README.md

July 13, 2024 · View on GitHub

Code and data for the paper "Learning from Both Structural and Textual Knowledge for Inductive Knowledge Graph Completion"

Prerequisites

Python 3.8
pytorch==1.10.0
TensorFlow==1.15.0 (for LSTK-NeuralLP and LSTK-DRUM)

Datasets

We use three datasets in our experiments.

Dataset	Download Link (original)
HacRED	https://github.com/qiaojiim/HacRED
DocRED	https://github.com/thunlp/DocRED
BioRel	https://bit.ly/biorel_dataset

Models

We use four models in our experiments.

Model	Code Download Link (original)
NeuralLP	https://github.com/fanyangxyz/Neural-LP
DRUM	https://github.com/alisadeghian/DRUM
RNNLogic	https://github.com/DeepGraphLearning/RNNLogic
TELM	This work

Use examples

The first stage

LSTK is a two-stage framework. In the first stage, it aims at generating a set of soft triples for reasoning.

You can generate a set of soft triples by:

Path for code: src_nli

training a textual entailment model:

python main_nli.py [dataset]

Searching triples with corresponding texts:

python generate_triples_by_index.py [dataset]

If the dataset is in Chinese, please use:

python generate_triples_by_index_zh.py [dataset]

Appling the trained textual entailment model to generate soft triples:

python apply_model_nli.py [dataset]

After the above process, you can get three files (train/valid/test_triple_scores.txt) storing soft triples.

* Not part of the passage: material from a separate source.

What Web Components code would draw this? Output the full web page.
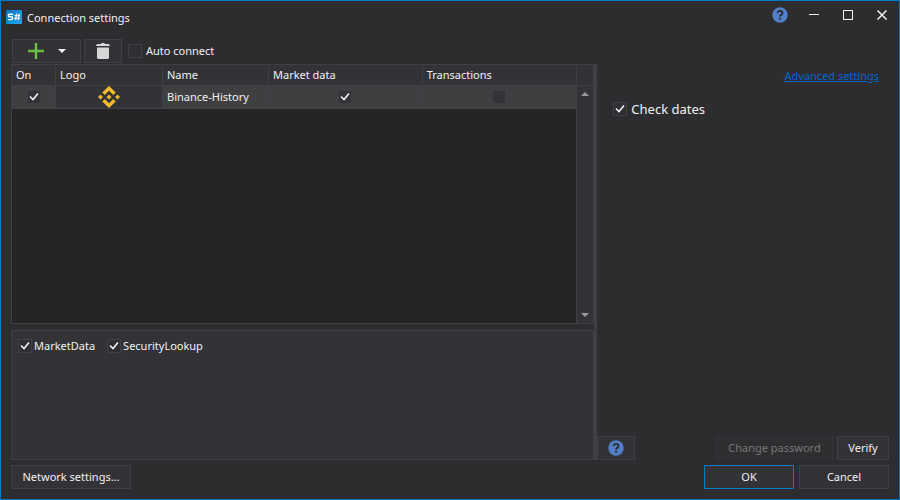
<!DOCTYPE html>
<html lang="en">
<head>
<meta charset="utf-8">
<title>Connection settings</title>
<style>
  :root {
    --bg: #2d2d30;
    --panel: #333337;
    --line: #3f3f46;
    --row: #3f3f41;
    --dark: #252526;
    --accent: #007acc;
    --text: #f1f1f1;
  }
  body {
    margin: 0;
    background: var(--bg);
    color: var(--text);
    font: 11px/16px "Noto Sans", "Open Sans", sans-serif;
  }
</style>
</head>
<body>
<settings-window>
  <title-bar slot="title">Connection settings</title-bar>

  <tool-bar slot="toolbar">
    <ui-button class="add" label="Add connection"><add-icon></add-icon></ui-button>
    <ui-button class="remove" label="Remove connection"><trash-icon></trash-icon></ui-button>
    <check-box large>Auto connect</check-box>
  </tool-bar>

  <connection-table slot="table"></connection-table>

  <message-types slot="messages">
    <check-box checked>MarketData</check-box>
    <check-box checked>SecurityLookup</check-box>
  </message-types>

  <adapter-settings slot="settings">
    <check-box checked large>Check dates</check-box>
  </adapter-settings>

  <dialog-footer slot="footer"></dialog-footer>
</settings-window>

<script>
class SettingsWindow extends HTMLElement {
  constructor() {
    super();
    this.attachShadow({ mode: 'open' }).innerHTML = `
      <style>
        :host {
          box-sizing: border-box;
          display: flex;
          flex-direction: column;
          min-height: 100vh;
          border: 1px solid var(--accent);
        }
        main {
          flex: 1;
          display: grid;
          grid-template-columns: 2fr 3px 1fr;
          grid-template-rows: 25px 1fr;
          padding: 0 10px;
        }
        .left {
          grid-row: 2;
          display: grid;
          grid-template-rows: 2fr 1fr;
          gap: 6px;
        }
        .splitter {
          grid-row: 2;
          background: var(--line);
        }
        .right {
          grid-column: 3;
          grid-row: 1 / 3;
          display: flex;
        }
      </style>
      <slot name="title"></slot>
      <main>
        <slot name="toolbar"></slot>
        <div class="left">
          <slot name="table"></slot>
          <slot name="messages"></slot>
        </div>
        <div class="splitter"></div>
        <div class="right"><slot name="settings"></slot></div>
      </main>
      <slot name="footer"></slot>
    `;
  }
}

class TitleBar extends HTMLElement {
  constructor() {
    super();
    this.attachShadow({ mode: 'open' }).innerHTML = `
      <style>
        :host {
          display: flex;
          align-items: flex-start;
          height: 38px;
          box-sizing: border-box;
          padding-left: 5px;
        }
        .logo { margin: 9px 5px 0 0; }
        h1 {
          flex: 1;
          margin: 0;
          padding-top: 9px;
          font: inherit;
        }
        nav { display: flex; }
        button {
          width: 34px;
          height: 28px;
          padding: 0;
          border: 0;
          background: none;
          color: var(--text);
          display: grid;
          place-items: center;
        }
      </style>
      <svg class="logo" width="16" height="14" viewBox="0 0 16 14">
        <defs>
          <linearGradient id="g" x1="0" y1="0" x2="1" y2="1">
            <stop offset="0" stop-color="#0c6fc4"/>
            <stop offset="1" stop-color="#12b2ea"/>
          </linearGradient>
        </defs>
        <rect width="16" height="14" rx="1" fill="url(#g)"/>
        <g fill="none" stroke="#fff" stroke-width="1.4">
          <path d="M7 4.2H3.4Q2.4 4.2 2.4 5.4T3.4 6.8H5.6Q6.6 6.8 6.6 8T5.6 9.6H2"/>
          <path d="M10.6 3.6L9.6 10M13.2 3.6L12.2 10M8.4 5.6H14.2M8 8.2H13.8" stroke-width="1.1"/>
        </g>
      </svg>
      <h1><slot></slot></h1>
      <nav>
        <button aria-label="Help"><help-icon></help-icon></button>
        <button aria-label="Minimize">
          <svg width="12" height="12"><path d="M1 5.5H11" stroke="currentColor"/></svg>
        </button>
        <button aria-label="Maximize">
          <svg width="12" height="12"><rect x="1.5" y="1.5" width="9" height="9" fill="none" stroke="currentColor"/></svg>
        </button>
        <button aria-label="Close">
          <svg width="12" height="12"><path d="M1.5 1.5L10.5 10.5M10.5 1.5L1.5 10.5" stroke="currentColor" stroke-width="1.5"/></svg>
        </button>
      </nav>
    `;
  }
}

class ToolBar extends HTMLElement {
  constructor() {
    super();
    this.attachShadow({ mode: 'open' }).innerHTML = `
      <style>
        :host {
          display: flex;
          align-items: stretch;
          padding: 0 0 1px 1px;
        }
        ::slotted(.add) { width: 69px; margin-right: 3px; }
        ::slotted(.remove) { width: 38px; margin-right: 6px; }
      </style>
      <slot></slot>
    `;
  }
}

class UiButton extends HTMLElement {
  constructor() {
    super();
    this.attachShadow({ mode: 'open' });
  }

  connectedCallback() {
    const label = this.getAttribute('label');
    const disabled = this.hasAttribute('disabled');
    this.shadowRoot.innerHTML = `
      <style>
        :host { display: flex; height: 24px; }
        button {
          flex: 1;
          display: flex;
          align-items: center;
          justify-content: center;
          padding: 0 10px;
          border: 1px solid var(--line);
          background: var(--panel);
          color: inherit;
          font: inherit;
          white-space: nowrap;
        }
        :host([primary]) button { border-color: var(--accent); }
        button:disabled {
          border-color: #343438;
          background: #2f2f32;
          color: #777;
        }
      </style>
      <button type="button" ${label ? `aria-label="${label}"` : ''} ${disabled ? 'disabled' : ''}><slot></slot></button>
    `;
  }
}

class CheckBox extends HTMLElement {
  constructor() {
    super();
    this.attachShadow({ mode: 'open' });
  }

  connectedCallback() {
    const label = this.getAttribute('label');
    this.shadowRoot.innerHTML = `
      <style>
        :host { display: inline-flex; align-items: center; }
        label { display: flex; align-items: center; gap: 2px; }
        .box { display: grid; }
        .box > * { grid-area: 1 / 1; }
        input {
          appearance: none;
          width: 14px;
          height: 14px;
          margin: 0;
          border: 1px solid var(--line);
          background: #2f2f33;
        }
        :host([bare]) input {
          width: 12px;
          height: 12px;
          border: 0;
          background: var(--panel);
        }
        :host([large]) label { gap: 4px; }
        svg { place-self: center; pointer-events: none; visibility: hidden; }
        input:checked + svg { visibility: visible; }
      </style>
      <label>
        <span class="box">
          <input type="checkbox" ${label ? `aria-label="${label}"` : ''} ${this.hasAttribute('checked') ? 'checked' : ''}>
          <svg width="10" height="10"><path d="M1 4.5L4 7.5L9 1.5" fill="none" stroke="#f1f1f1" stroke-width="1.6"/></svg>
        </span>
        <slot></slot>
      </label>
    `;
  }
}

class ConnectionTable extends HTMLElement {
  constructor() {
    super();
    this.attachShadow({ mode: 'open' }).innerHTML = `
      <style>
        :host {
          display: flex;
          border: 1px solid var(--line);
          background: var(--dark);
        }
        .grid { flex: 1; }
        table {
          width: 100%;
          table-layout: fixed;
          border-spacing: 0;
        }
        .on { width: 44px; }
        .logo { width: 107px; }
        .name { width: 106px; }
        th, td {
          box-sizing: border-box;
          padding: 0 0 0 4px;
          border: solid var(--line);
          border-width: 0 1px 1px 0;
          text-align: left;
          font-weight: normal;
        }
        th { height: 21px; background: var(--panel); }
        td { height: 23px; background: var(--row); }
        th:last-child, td:last-child { border-right: 0; }
        td.check { padding: 0; text-align: center; }
        td.mark { padding: 0; background: var(--panel); }
        check-box, binance-logo { display: flex; justify-content: center; }
      </style>
      <div class="grid">
        <table>
          <colgroup><col class="on"><col class="logo"><col class="name"><col><col></colgroup>
          <thead>
            <tr><th>On</th><th>Logo</th><th>Name</th><th>Market data</th><th>Transactions</th></tr>
          </thead>
          <tbody>
            <tr>
              <td class="check"><check-box bare checked label="On"></check-box></td>
              <td class="mark"><binance-logo></binance-logo></td>
              <td>Binance-History</td>
              <td class="check"><check-box bare checked label="Market data"></check-box></td>
              <td class="check"><check-box bare label="Transactions"></check-box></td>
            </tr>
          </tbody>
        </table>
      </div>
      <scroll-track></scroll-track>
    `;
  }
}

class ScrollTrack extends HTMLElement {
  constructor() {
    super();
    this.attachShadow({ mode: 'open' }).innerHTML = `
      <style>
        :host {
          display: flex;
          flex-direction: column;
          width: 16px;
          border-left: 1px solid var(--line);
          background: var(--panel);
          color: #999;
        }
        .head { height: 20px; border-bottom: 1px solid var(--line); }
        .track { flex: 1; }
        button {
          height: 16px;
          padding: 0;
          border: 0;
          background: none;
          color: inherit;
          display: grid;
          place-items: center;
        }
      </style>
      <div class="head"></div>
      <button type="button" aria-label="Scroll up"><svg width="8" height="4"><path d="M0 4L4 0L8 4Z" fill="currentColor"/></svg></button>
      <div class="track"></div>
      <button type="button" aria-label="Scroll down"><svg width="8" height="4"><path d="M0 0L4 4L8 0Z" fill="currentColor"/></svg></button>
    `;
  }
}

class MessageTypes extends HTMLElement {
  constructor() {
    super();
    this.attachShadow({ mode: 'open' }).innerHTML = `
      <style>
        :host {
          display: flex;
          align-items: flex-start;
          gap: 12px;
          padding: 7px 6px;
          border: 1px solid var(--line);
          background: var(--panel);
        }
      </style>
      <slot></slot>
    `;
  }
}

class AdapterSettings extends HTMLElement {
  constructor() {
    super();
    this.attachShadow({ mode: 'open' }).innerHTML = `
      <style>
        :host {
          flex: 1;
          display: flex;
          flex-direction: column;
        }
        .top {
          padding: 29px 10px 0;
          text-align: right;
        }
        a { color: #0066cc; text-underline-offset: 1px; }
        .fields {
          flex: 1;
          padding: 15px 16px;
          font-size: 13px;
          line-height: 20px;
        }
        .actions { display: flex; }
        .help { width: 38px; margin-right: auto; }
        .change { width: 117px; margin-right: 4px; }
        .verify { width: 52px; }
      </style>
      <div class="top"><a href="#advanced">Advanced settings</a></div>
      <div class="fields"><slot></slot></div>
      <div class="actions">
        <ui-button class="help" label="Help"><help-icon></help-icon></ui-button>
        <ui-button class="change" disabled>Change password</ui-button>
        <ui-button class="verify">Verify</ui-button>
      </div>
    `;
  }
}

class DialogFooter extends HTMLElement {
  constructor() {
    super();
    this.attachShadow({ mode: 'open' }).innerHTML = `
      <style>
        :host {
          display: flex;
          gap: 5px;
          padding: 5px 10px 10px;
        }
        .network { width: 120px; margin-right: auto; }
        .answer { width: 90px; }
      </style>
      <ui-button class="network">Network settings...</ui-button>
      <ui-button class="answer" primary>OK</ui-button>
      <ui-button class="answer">Cancel</ui-button>
    `;
  }
}

class HelpIcon extends HTMLElement {
  constructor() {
    super();
    this.attachShadow({ mode: 'open' }).innerHTML = `
      <style>:host, svg { display: block; }</style>
      <svg width="16" height="16" viewBox="0 0 16 16">
        <circle cx="8" cy="8" r="7.7" fill="#5280c8"/>
        <path d="M5.6 6Q5.8 3.9 8.1 3.9Q10.5 3.9 10.5 5.9Q10.5 7.1 9.2 7.8Q8.1 8.4 8.1 9.6" fill="none" stroke="#2d2d30" stroke-width="1.9"/>
        <rect x="7.1" y="10.7" width="2" height="2" fill="#2d2d30"/>
      </svg>
    `;
  }
}

class AddIcon extends HTMLElement {
  constructor() {
    super();
    this.attachShadow({ mode: 'open' }).innerHTML = `
      <style>:host { display: flex; align-items: center; gap: 14px; }</style>
      <svg width="16" height="16"><path d="M8 0V16M0 8H16" stroke="#6cbf43" stroke-width="2.4"/></svg>
      <svg width="8" height="4"><path d="M0 0H8L4 4Z" fill="#f1f1f1"/></svg>
    `;
  }
}

class TrashIcon extends HTMLElement {
  constructor() {
    super();
    this.attachShadow({ mode: 'open' }).innerHTML = `
      <style>:host, svg { display: block; }</style>
      <svg width="14" height="16" fill="#d6d6d6">
        <path d="M0 3Q0 1 2 1H5Q5 0 6 0H8Q9 0 9 1H12Q14 1 14 3Z"/>
        <path d="M1 4.5H13V14.5Q13 16 11.5 16H2.5Q1 16 1 14.5Z"/>
      </svg>
    `;
  }
}

class BinanceLogo extends HTMLElement {
  constructor() {
    super();
    this.attachShadow({ mode: 'open' }).innerHTML = `
      <style>:host, svg { display: block; }</style>
      <svg width="22" height="22" viewBox="0 0 32 32" fill="#f3ba2f">
        <path d="M9.8 13.1L16 6.9L22.2 13.1L25.8 9.5L16 0L6.2 9.5Z"/>
        <path d="M0 16L3.6 12.4L7.2 16L3.6 19.6Z"/>
        <path d="M9.8 18.9L16 25.1L22.2 18.9L25.8 22.5L16 32L6.2 22.5Z"/>
        <path d="M24.8 16L28.4 12.4L32 16L28.4 19.6Z"/>
        <path d="M12.4 16L16 12.4L19.6 16L16 19.6Z"/>
      </svg>
    `;
  }
}

customElements.define('help-icon', HelpIcon);
customElements.define('add-icon', AddIcon);
customElements.define('trash-icon', TrashIcon);
customElements.define('binance-logo', BinanceLogo);
customElements.define('ui-button', UiButton);
customElements.define('check-box', CheckBox);
customElements.define('scroll-track', ScrollTrack);
customElements.define('title-bar', TitleBar);
customElements.define('tool-bar', ToolBar);
customElements.define('connection-table', ConnectionTable);
customElements.define('message-types', MessageTypes);
customElements.define('adapter-settings', AdapterSettings);
customElements.define('dialog-footer', DialogFooter);
customElements.define('settings-window', SettingsWindow);
</script>
</body>
</html>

You can also directly download our processed soft triples:

Dataset	Download Link (processed)
HacRED	Google Drive
DocRED	Google Drive
BioRel	Google Drive

The second stage

In the second stage, you can use the generated soft triples to train SOTA neural approximate rule-based models.

LSTK-TELM

Path for code: src/LSTK-TELM

The script for both training and evaluation on the HacRED dataset is:

sh run_hacred.sh

The script for both training and evaluation on the HacRED dataset is:

sh run_docred.sh

The script for both training and evaluation on the BioRel dataset is:

sh run_biorel.sh

The script for rule extraction is:

sh run_rules.sh [dataset]

We also provide the runing scripts of baseline methods:

LSTK-NeuralLP and LSTK-DRUM

Path for code: src/LSTK-NeuralLP or src/LSTK-DRUM

The training script is:

python -u src/main.py --datadir=[dataset]/ --exp_name=[dataset] --num_step 4 --gpu 0 --exps_dir exps --max_epoch 10 --seed 1234

The evaluation script is:

sh eval/collect_all_facts.sh [dataset]

python eval/get_truths.py [dataset]

python eval/evaluate.py --preds=exps/[dataset]/test_predictions.txt --truths=[dataset]/truths.pckl

LSTK-RNNLogic

Path for code: src/LSTK-RNNLogic

The script for environment installation is:

cd LSTK-RNNLogic/codes/pyrnnlogiclib/
python setup.py install

The script for data preparation is:

python process_dicts.py
python get_scores.py
python process_soft.py

The script for both training and evaluation is:

python run.py --data_path [dataset] --num_generated_rules 2000 --num_rules_for_test 500 --num_important_rules 0 --prior_weight 0.01 --cuda --predictor_learning_rate 0.1 --generator_epochs 5000 --max_rule_length 2

Citation

Please consider citing the following paper if you find our codes helpful. Thank you!

@inproceedings{QiDW23,
  author       = {Kunxun Qi and
                  Jianfeng Du and
                  Hai Wan},
  title        = {Learning from Both Structural and Textual Knowledge for Inductive
                  Knowledge Graph Completion},
  booktitle    = {NeurIPS},
  year         = {2023},
  url          = {http://papers.nips.cc/paper\_files/paper/2023/hash/544242770e8333875325d013328b2079-Abstract-Conference.html},
}